Mountain View, California–The latest Google Panda update has rolled out, just less than a month after the latest Penguin refresh.
The release is said to be “finely tuned”, not being as harsh and wide in scope as previous iterations. Matt Cutts, Google’s Chief Webspam Engineer, has implied the updates are being delayed because the search engine wanted to soften the signals.
In a statement confirming the fresh release, Google wrote, “In the last few days we’ve been pushing out a new Panda update that incorporates new signals so it can be more finely targeted,” Search Engine Land reported.
This latest release follows a manual penalty applied to sites selling links, which was rolled out by the search engine in May of this year.
Future Google Panda Update Releases
Despite having confirmed this release of the Google Panda update, the search engine is not likely to announce or even confirm future iterations. The reason, the search engine explains, is future versions will roll out gradually. Since no abrupt changes will likely occur, Google states that it won’t confirm when subsequent refreshes and updates come.

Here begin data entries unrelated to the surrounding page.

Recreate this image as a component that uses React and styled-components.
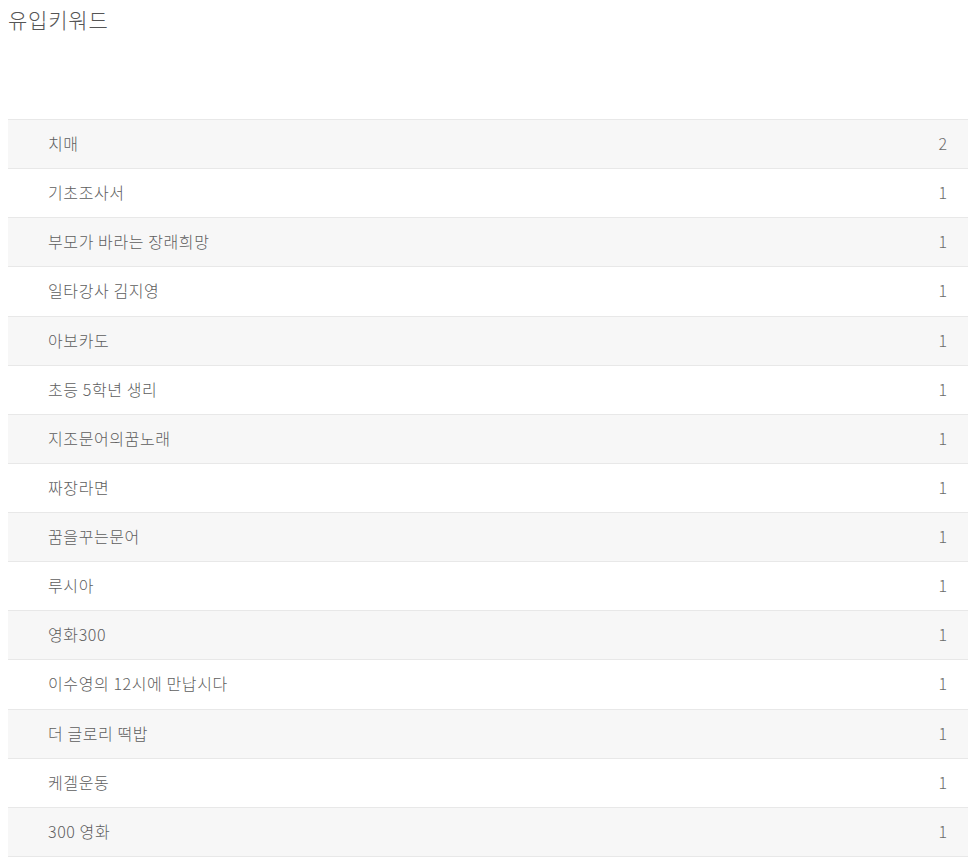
import React from 'react'
import styled, { createGlobalStyle } from 'styled-components'

const GlobalStyle = createGlobalStyle`
    body {
        margin: 8px;
        background: #ffffff;
        font-family: "Noto Sans CJK KR", "Noto Sans", sans-serif;
    }
`

const Title = styled.h2`
    margin: 0;
    font-size: 21px;
    font-weight: 300;
    line-height: 22px;
    letter-spacing: 0.8px;
    color: #555555;
`

const List = styled.div`
    width: 962px;
    margin-top: 89px;
    border-top: 1px solid #e8e8e8;
`

const Row = styled.div`
    display: flex;
    justify-content: space-between;
    align-items: center;
    height: 48.13px;
    padding: 0 23px 0 40px;
    border-bottom: 1px solid #e8e8e8;
    background: ${props => (props.striped ? '#f7f7f7' : '#ffffff')};
    font-size: 16px;
    font-weight: 300;
    color: #5e5e5e;
`

const Keyword = styled.span`
    letter-spacing: 0.6px;
    transform: translateY(-1px);
`

const Count = styled.span`
    color: #6a6a6a;
    transform: translateY(-1px);
`

const keywords = [
    ['치매', 2],
    ['기초조사서', 1],
    ['부모가 바라는 장래희망', 1],
    ['일타강사 김지영', 1],
    ['아보카도', 1],
    ['초등 5학년 생리', 1],
    ['지조문어의꿈노래', 1],
    ['짜장라면', 1],
    ['꿈을꾸는문어', 1],
    ['루시아', 1],
    ['영화300', 1],
    ['이수영의 12시에 만납시다', 1],
    ['더 글로리 떡밥', 1],
    ['케겔운동', 1],
    ['300 영화', 1],
]

export default function App () {
    return (
        <>
            <GlobalStyle />
            <Title>유입키워드</Title>
            <List>
                {keywords.map(([word, count], i) => (
                    <Row key={word} striped={i % 2 === 0}>
                        <Keyword>{word}</Keyword>
                        <Count>{count}</Count>
                    </Row>
                ))}
            </List>
        </>
    )
}
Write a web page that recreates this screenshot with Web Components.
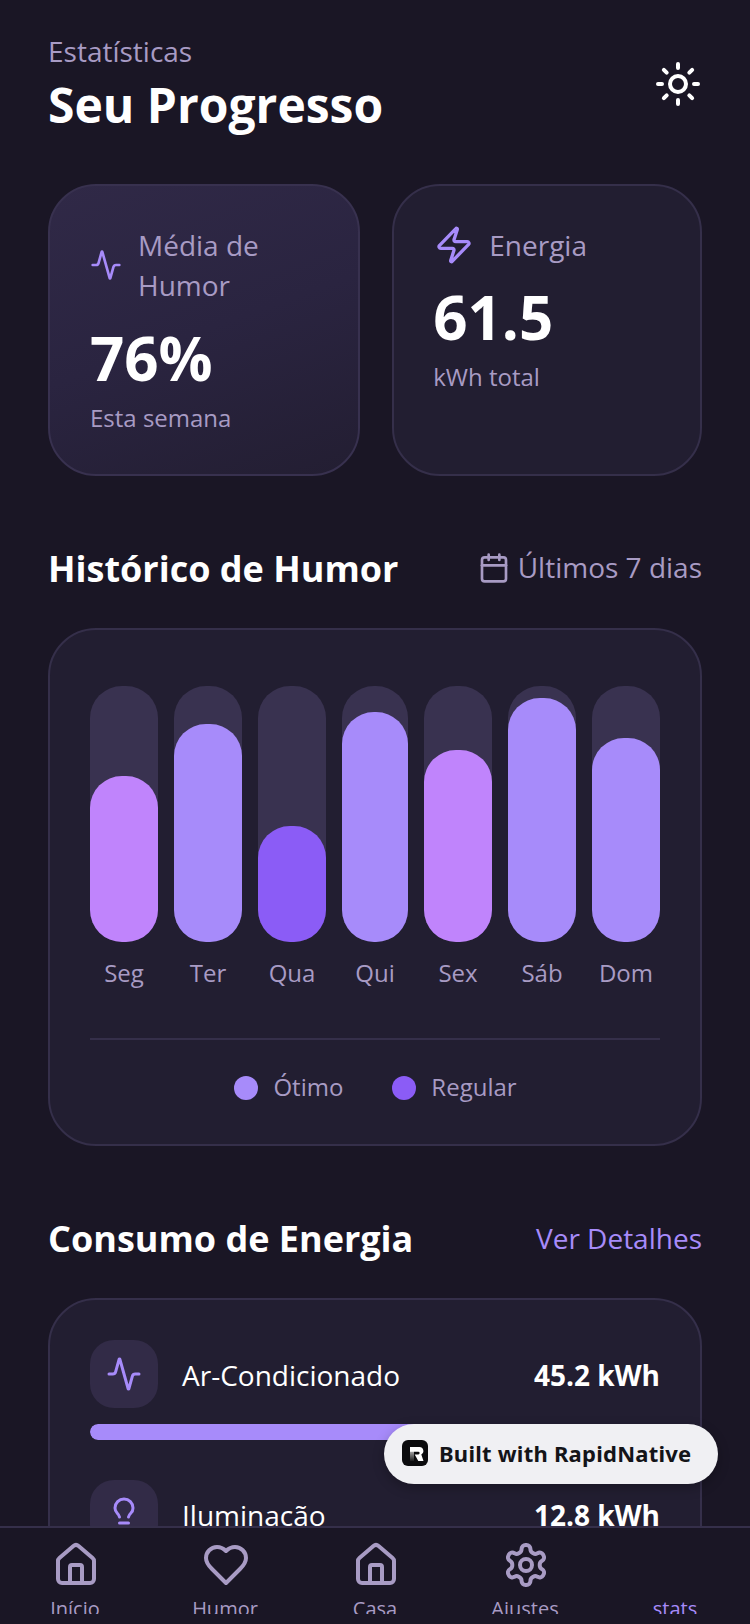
<!DOCTYPE html>
<html lang="pt"><head><meta charset="utf-8"><title>Seu Progresso</title>
<style>
html,body{margin:0;padding:0;background:#1a1625;font-family:"Open Sans",sans-serif}
</style></head><body>
<app-shell>
  <page-header slot="main" overline="Estatísticas" heading="Seu Progresso"></page-header>
  <div slot="main" class="stats" style="display:flex;gap:32px;margin-top:47px">
    <stat-card style="flex:311 1 0" highlight icon="activity" iconsize="32" gap="16" inset="40" vgap="11.5" label="Média de Humor" value="76%" note="Esta semana"></stat-card>
    <stat-card style="flex:309 1 0" icon="zap" iconsize="40" gap="15" inset="39" vgap="11" label="Energia" value="61.5" note="kWh total"></stat-card>
  </div>
  <section-head slot="main" style="margin-top:69px" heading="Histórico de Humor"><span style="display:flex;align-items:center;gap:8px;margin-bottom:2px"><ui-icon name="calendar" size="32" color="#a89bc4"></ui-icon><span style="color:#a89bc4;line-height:36px;margin-bottom:2px">Últimos 7 dias</span></span></section-head>
  <mood-chart slot="main" style="margin-top:35px"></mood-chart>
  <section-head slot="main" style="margin-top:69px" heading="Consumo de Energia"><span style="color:#a78bfa;margin-bottom:3px">Ver Detalhes</span></section-head>
  <energy-card slot="main" style="margin-top:35px">
    <energy-row icon="activity" name="Ar-Condicionado" value="45.2 kWh" pct="72"></energy-row>
    <energy-row icon="bulb" name="Iluminação" value="12.8 kWh" pct="20"></energy-row>
  </energy-card>
  <tab-bar slot="nav"></tab-bar>
  <rn-badge slot="over"></rn-badge>
</app-shell>
<script>
const ICONS={
activity:'<path d="M22 12h-2.48a2 2 0 0 0-1.93 1.46l-2.35 8.36a.25.25 0 0 1-.48 0L9.24 2.18a.25.25 0 0 0-.48 0l-2.35 8.36A2 2 0 0 1 4.49 12H2"/>',
zap:'<path d="M4 14a1 1 0 0 1-.78-1.63l9.9-10.2a.5.5 0 0 1 .86.46l-1.92 6.02A1 1 0 0 0 13 10h7a1 1 0 0 1 .78 1.63l-9.9 10.2a.5.5 0 0 1-.86-.46l1.92-6.02A1 1 0 0 0 11 14z"/>',
sun:'<circle cx="12" cy="12" r="4"/><path d="M12 2v2M12 20v2M4.93 4.93l1.41 1.41M17.66 17.66l1.41 1.41M2 12h2M20 12h2M6.34 17.66l-1.41 1.41M19.07 4.93l-1.41 1.41"/>',
calendar:'<path d="M8 2v4M16 2v4"/><rect x="3" y="4" width="18" height="18" rx="2"/><path d="M3 10h18"/>',
bulb:'<path d="M15 14c.2-1 .7-1.7 1.5-2.5 1-.9 1.5-2.2 1.5-3.5A6 6 0 0 0 6 8c0 1 .2 2.2 1.5 3.5.7.7 1.3 1.5 1.5 2.5"/><path d="M9 18h6M10 22h4"/>',
home:'<path d="M15 21v-8a1 1 0 0 0-1-1h-4a1 1 0 0 0-1 1v8"/><path d="M3 10a2 2 0 0 1 .709-1.528l7-5.999a2 2 0 0 1 2.582 0l7 5.999A2 2 0 0 1 21 10v9a2 2 0 0 1-2 2H5a2 2 0 0 1-2-2z"/>',
heart:'<path d="M19 14c1.49-1.46 3-3.21 3-5.5A5.5 5.5 0 0 0 16.5 3c-1.76 0-3 .5-4.5 2-1.5-1.5-2.74-2-4.5-2A5.5 5.5 0 0 0 2 8.5c0 2.3 1.5 4.05 3 5.5l7 7Z"/>',
gear:'<path d="M12.22 2h-.44a2 2 0 0 0-2 2v.18a2 2 0 0 1-1 1.73l-.43.25a2 2 0 0 1-2 0l-.15-.08a2 2 0 0 0-2.73.73l-.22.38a2 2 0 0 0 .73 2.73l.15.1a2 2 0 0 1 1 1.72v.51a2 2 0 0 1-1 1.74l-.15.09a2 2 0 0 0-.73 2.73l.22.38a2 2 0 0 0 2.73.73l.15-.08a2 2 0 0 1 2 0l.43.25a2 2 0 0 1 1 1.73V20a2 2 0 0 0 2 2h.44a2 2 0 0 0 2-2v-.18a2 2 0 0 1 1-1.73l.43-.25a2 2 0 0 1 2 0l.15.08a2 2 0 0 0 2.73-.73l.22-.39a2 2 0 0 0-.73-2.73l-.15-.08a2 2 0 0 1-1-1.74v-.5a2 2 0 0 1 1-1.74l.15-.09a2 2 0 0 0 .73-2.73l-.22-.38a2 2 0 0 0-2.73-.73l-.15.08a2 2 0 0 1-2 0l-.43-.25a2 2 0 0 1-1-1.73V4a2 2 0 0 0-2-2z"/><circle cx="12" cy="12" r="3"/>'
};
function def(name,fn){customElements.define(name,class extends HTMLElement{
  connectedCallback(){ if(this.shadowRoot) return; this.attachShadow({mode:'open'}).innerHTML=fn(this); }
});}
const a=(el,k)=>el.getAttribute(k)||'';
def('ui-icon',el=>{const s=a(el,'size')||24,c=a(el,'color')||'#a78bfa';return `<style>:host{display:block;flex:none;width:${s}px;height:${s}px;line-height:0}</style><svg width="${s}" height="${s}" viewBox="0 0 24 24" fill="none" stroke="${c}" stroke-width="2" stroke-linecap="round" stroke-linejoin="round">${ICONS[a(el,'name')]}</svg>`});
def('app-shell',()=>`<style>
:host{display:block;position:relative;width:750px;height:1624px;background:#1a1625;overflow:hidden;font-family:"Open Sans",sans-serif}
.col{display:flex;flex-direction:column;height:100%}
main{flex:1 1 0;min-height:0;overflow:hidden;padding:32px 48px 0;display:flex;flex-direction:column}
</style><div class="col"><main><slot name="main"></slot></main><slot name="nav"></slot></div><slot name="over"></slot>`);
def('page-header',el=>`<style>
:host{display:flex;justify-content:space-between;align-items:flex-start;flex:none}
.o{font-size:28px;line-height:38px;color:#a89bc4;margin-bottom:3px}
h1{margin:0;font-size:48px;line-height:64px;font-weight:700;color:#fff}
ui-icon{margin-top:28px}
</style><div><div class="o">${a(el,'overline')}</div><h1>${a(el,'heading')}</h1></div><ui-icon name="sun" size="48" color="#fff"></ui-icon>`);
def('stat-card',el=>{const hi=el.hasAttribute('highlight'),ins=+a(el,'inset');return `<style>
:host{display:block;box-sizing:border-box;height:292px;min-width:0;padding:40px 40px 40px ${ins}px;border:2px solid ${hi?'#38314f':'#352f4a'};border-radius:48px;background:${hi?'linear-gradient(160deg,#302947 0%,#2a2440 50%,#231e32 100%)':'#221e31'}}
.r{display:flex;align-items:center;gap:${a(el,'gap')}px;margin-top:-1px}
ui-icon{margin-left:${40-ins}px}
.l{font-size:28px;line-height:40px;color:#a89bc4}
.v{font-size:60px;line-height:82px;font-weight:700;color:#fff;margin-top:${a(el,'vgap')}px}
.n{font-size:24px;line-height:33px;color:#a89bc4;margin-top:2px}
</style><div class="r"><ui-icon name="${a(el,'icon')}" size="${a(el,'iconsize')}"></ui-icon><div class="l">${a(el,'label')}</div></div><div class="v">${a(el,'value')}</div><div class="n">${a(el,'note')}</div>`});
def('section-head',el=>`<style>
:host{display:flex;justify-content:space-between;align-items:center;flex:none;font-size:28px;line-height:38px}
h2{margin:0;font-size:36px;line-height:48px;font-weight:700;color:#fff}
</style><h2>${a(el,'heading')}</h2><slot></slot>`);
def('mood-chart',()=>{
 const d=[['Seg',65,'#c084fc',68],['Ter',85,'#a78bfa',68],['Qua',45.3,'#8b5cf6',68],['Qui',90,'#a78bfa',66],['Sex',75,'#c084fc',68],['Sáb',95.3,'#a78bfa',68],['Dom',79.7,'#a78bfa',68]];
 return `<style>
:host{display:block;flex:none;box-sizing:border-box;border:2px solid #352f4a;border-radius:48px;background:#221e31;padding:56px 40px 42px}
.bars{display:flex;gap:16px}
.c{min-width:0;display:flex;flex-direction:column;align-items:center}
.t{width:100%;height:256px;border-radius:32px;background:#393250;display:flex;align-items:flex-end}
.f{width:100%;border-radius:32px}
.d{margin-top:14px;font-size:24px;line-height:33px;color:#a89bc4}
.leg{margin-top:49px;border-top:2px solid #352f4a;padding-top:31px;display:flex;justify-content:center;gap:48px;font-size:24px;line-height:31px;color:#a89bc4}
.i{display:flex;align-items:flex-start;gap:15px}
.dot{width:24px;height:24px;border-radius:50%;margin:4.5px 0 0 1px}
</style><div class="bars">${d.map(x=>`<div class="c" style="flex:0 0 ${x[3]}px"><div class="t"><div class="f" style="height:${x[1]}%;background:${x[2]}"></div></div><div class="d">${x[0]}</div></div>`).join('')}</div>
<div class="leg"><div class="i"><span class="dot" style="background:#a78bfa"></span>Ótimo</div><div class="i"><span class="dot" style="background:#8b5cf6"></span>Regular</div></div>`});
def('energy-card',()=>`<style>
:host{display:flex;flex-direction:column;gap:40px;flex:none;box-sizing:border-box;border:2px solid #352f4a;border-radius:48px;background:#221e31;padding:40px}
</style><slot></slot>`);
def('energy-row',el=>`<style>
:host{display:block}
.r{display:flex;align-items:center}
.b{width:68px;height:68px;border-radius:24px;background:#322b47;display:flex;align-items:center;justify-content:center;flex:none}
.n{flex:1;margin:2px 0 0 24px;font-size:28px;line-height:38px;color:#fff}
.v{font-size:28px;line-height:38px;font-weight:700;color:#fff;margin-top:2px}
.p{margin-top:16px;height:16px;border-radius:8px;background:#393250;overflow:hidden}
.p i{display:block;height:100%;border-radius:8px;background:#a78bfa;width:${a(el,'pct')}%}
</style><div class="r"><div class="b"><ui-icon name="${a(el,'icon')}" size="36"></ui-icon></div><div class="n">${a(el,'name')}</div><div class="v">${a(el,'value')}</div></div><div class="p"><i></i></div>`);
def('tab-bar',()=>{
 const t=[['home','Início'],['heart','Humor'],['home','Casa'],['gear','Ajustes'],['','stats']];
 return `<style>
:host{display:flex;flex:none;box-sizing:border-box;height:98px;border-top:2px solid #352f4a;background:#1a1625;padding-top:13px}
.t{flex:1 1 0;height:73px;overflow:hidden;display:flex;flex-direction:column;align-items:center}
.ic{width:48px;height:48px;flex:none;margin-left:2px}
.l{font-size:20px;line-height:27px;margin-top:6px;color:#a89bc4}
.on .l{color:#a78bfa}
</style>${t.map(x=>`<div class="t${x[0]?'':' on'}"><div class="ic">${x[0]?`<ui-icon name="${x[0]}" size="48" color="#a89bc4"></ui-icon>`:''}</div><div class="l">${x[1]}</div></div>`).join('')}`});
def('rn-badge',()=>`<style>
:host{position:absolute;left:384px;top:1424px;width:334px;height:60px;box-sizing:border-box;display:flex;align-items:center;gap:11px;padding-left:18px;border-radius:30px;background:#f0f0f3;box-shadow:0 4px 12px rgba(0,0,0,.25);font:700 22px/30px "Noto Sans",sans-serif;letter-spacing:.24px;color:#141418}
svg{flex:none;display:block;margin-bottom:2px}
span{margin-bottom:2px}
</style><svg width="26" height="26" viewBox="0 0 26 26"><defs><linearGradient id="g" x1="0" y1="0" x2="0" y2="1"><stop offset="0" stop-color="#e8e8e8"/><stop offset="1" stop-color="#1c1c1c"/></linearGradient></defs><rect width="26" height="26" rx="6" fill="#0b0b0d"/><path d="M8 7h4v14H8z" fill="url(#g)"/><path d="M8 7h9.5a4 4 0 0 1 1.8 7.5L21.5 21h-5.2l-3.6-6.6h3.6a1.3 1.3 0 0 0 0-2.6H8z" fill="#fff"/></svg><span>Built with RapidNative</span>`);
</script>
</body></html>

A search engine spokesperson previously stated the company that webmasters should not to expect tweets or status updates confirming later Panda roll outs, because the newer versions will be incorporated into the company’s indexing process, which would make those future refreshes gradual.
To date, there have been 26 releases of Panda, about half have been announced and confirmed, along with include percentages. However, some have not included statistics about the number of sites affected.
The First Incarnation
First released by the search engine in February of 2011, the Panda algorithm targeted “low-quality sites” and “thin sites”. Sites affected were penalized by being lowered in organic ranking, or outright removal from the Google index.
The net result pushed news organizations and social media networks toward the top of the SERP or Search Engine Results Page. Sites with large amounts of affiliate links and those with a large amount of advertising, were also hit hard. The algorithm affected 12 percent of all of the search engine’s organic results.